Minister of Foreign Affairs
- In office 3 July 2019 – 8 August 2023
- President: [[José Mário Vaz and Umaro Sissoco Embaló]]
- Preceded by: João Butiam Có
- Succeeded by: Carlos Pinto Pereira

Personal details
- Born: July 5, 1973 (age 52) Bafatá, Guinea-Bissau
- Party: Madem G15 (since 2022) PAIGC (before 2022)
- Children: =

= Suzi Barbosa =

Bissau-Guinean politician

Suzi Barbosa is a Bissau-Guinean politician, who is currently board member of the Spain África Strategic Council, since 2025.
She was former Special Adviser of the President of the Republic Umaro Sissoco Embaló, for Foreign Affairs, from 2023 to 2024. She was Senior Minister and Minister of Foreign Affairs from 2019 to 2023 and was appointed Minister 4 times.
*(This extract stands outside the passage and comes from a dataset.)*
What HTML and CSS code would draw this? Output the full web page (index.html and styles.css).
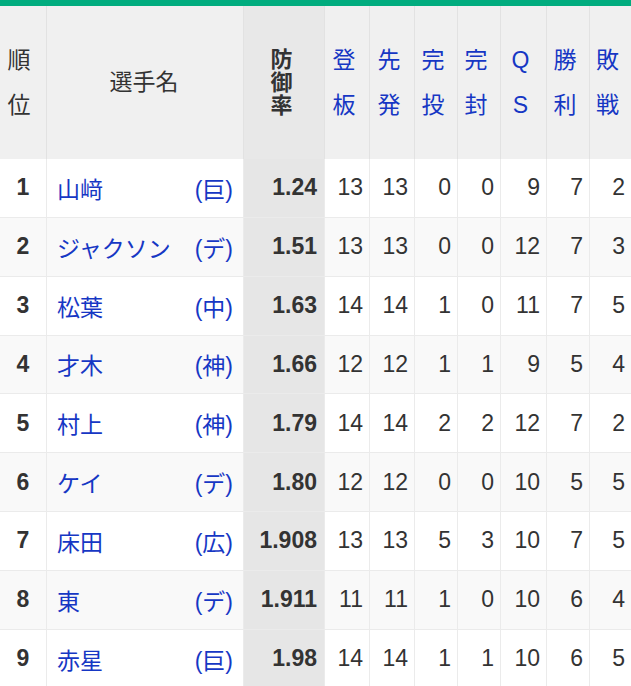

Before she Secretary of State for International Cooperation, from 2015 to 2016. Before she was Diplomatic and Political Adviser for the Prime Minister Aristides Gomes, from 2018 to 2019. She was member of parliament elected 3 times and also Chair of the Women Parliamentarians Network of Guinea-Bissau.She is also PhD student in African Studies in Portugal.
In 2025, she was decorated by the Spanish government with the Order of Merit "Isabel la Católica"

== Career ==
Barbosa is an advocate for the participation of women in the national political affairs of Guinea-Bissau. She was part of the feminist movement in Guinea-Bissau among women from Bafatá Region who avoided voting in elections if women were not featured on the contestants list. She indicated that "Guinea-Bissau has a population mostly made up of women and it is very sad to see that they do not have the same opportunities as men, especially in decision-making positions, if they had perhaps the country's situation in terms of stability would have been different”.

She was a delegate at the first conference of Women's Circle of the National Assembly in Quebec City in 2017, made up of politicians from French speaking countries, gathered to build capacity for female world leaders.

As of 2016, she was the Secretary of State for International Cooperation and Communities in Guinea-Bissau.

On July 3, 2019, she became Minister of Foreign Affairs.

She was the decorated in 2023 with the National Medal Colinas de Boé by His Excellency President Umaro Sissoco Embaló.